La voluntary per rimediare

I cittadini italiani che, per vari motivi non si sono iscritti all’ARE e non hanno presentato la dichiarazione dei redditi in Italia, in caso di accertamento perdono il diritto alla detrazione delle imposte pagate all’estero (art. 165, comma 8, TUIR). Per non perdere il diritto al riconoscimento delle imposte pagate all’estero, la legge di conversione del Dl 50/2017, nell’ambito della procedura della “collaborazione volontaria” (voluntary disclosure), per la quale è stata disposta la riapertura dei termini di adesione al 30 settembre 2017, permette di superare il divieto disposto dal comma 8 dell’art. 165. Questa procedura permette, tra l’altro, di regolarizzare le violazioni degli obblighi dichiarativi commesse in materia di imposte sui redditi, usufruendo di benefici sul piano sanzionatorio. In pratica, presentando istanza di collaborazione volontaria e indicandovi i redditi di lavoro dipendente o di lavoro autonomo non dichiarati in Italia, viene riconosciuto il credito per le imposte pagate all’estero a titolo definitivo.

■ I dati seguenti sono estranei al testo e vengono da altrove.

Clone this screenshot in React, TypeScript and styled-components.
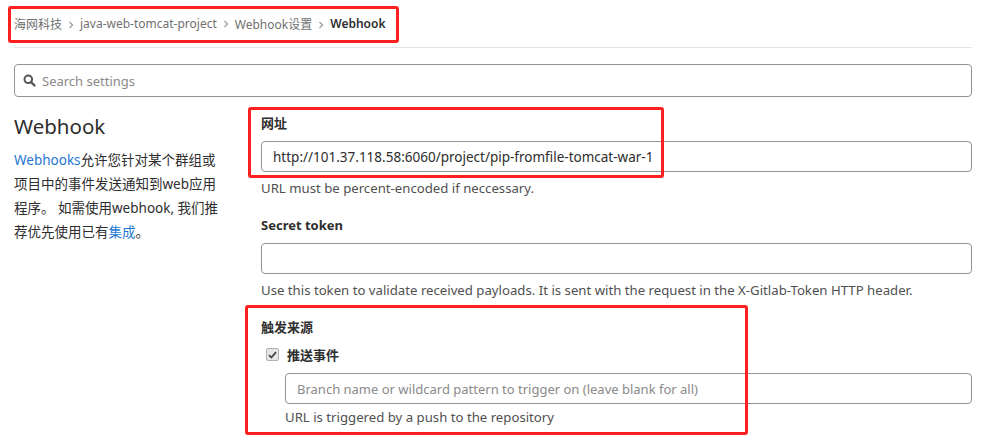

La disposizione agevolativa si applica anche agli atti non ancora definiti al 24 giugno 2017, data di entrata in vigore della legge 96/2017, di conversione del Dl 50/2017, emanati in relazione alla precedente edizione della procedura di voluntary.

In ogni caso, non è previsto il rimborso delle imposte già pagate.

Nel caso in cui i cittadini italiani non iscritti all’AIRE abbiano presentato la dichiarazione dei redditi in Italia senza indicare i redditi prodotti all’estero, per non perdere il diritto alla detrazione delle imposte pagate all’estero possono presentare una dichiarazione integrativa (art. 2, comma 8, DPR 322/1998): in questo caso, infatti, il reddito oggetto di integrazione deve ritenersi comunque dichiarato e di conseguenza al contribuente spetta la detrazione delle imposte pagate all’estero.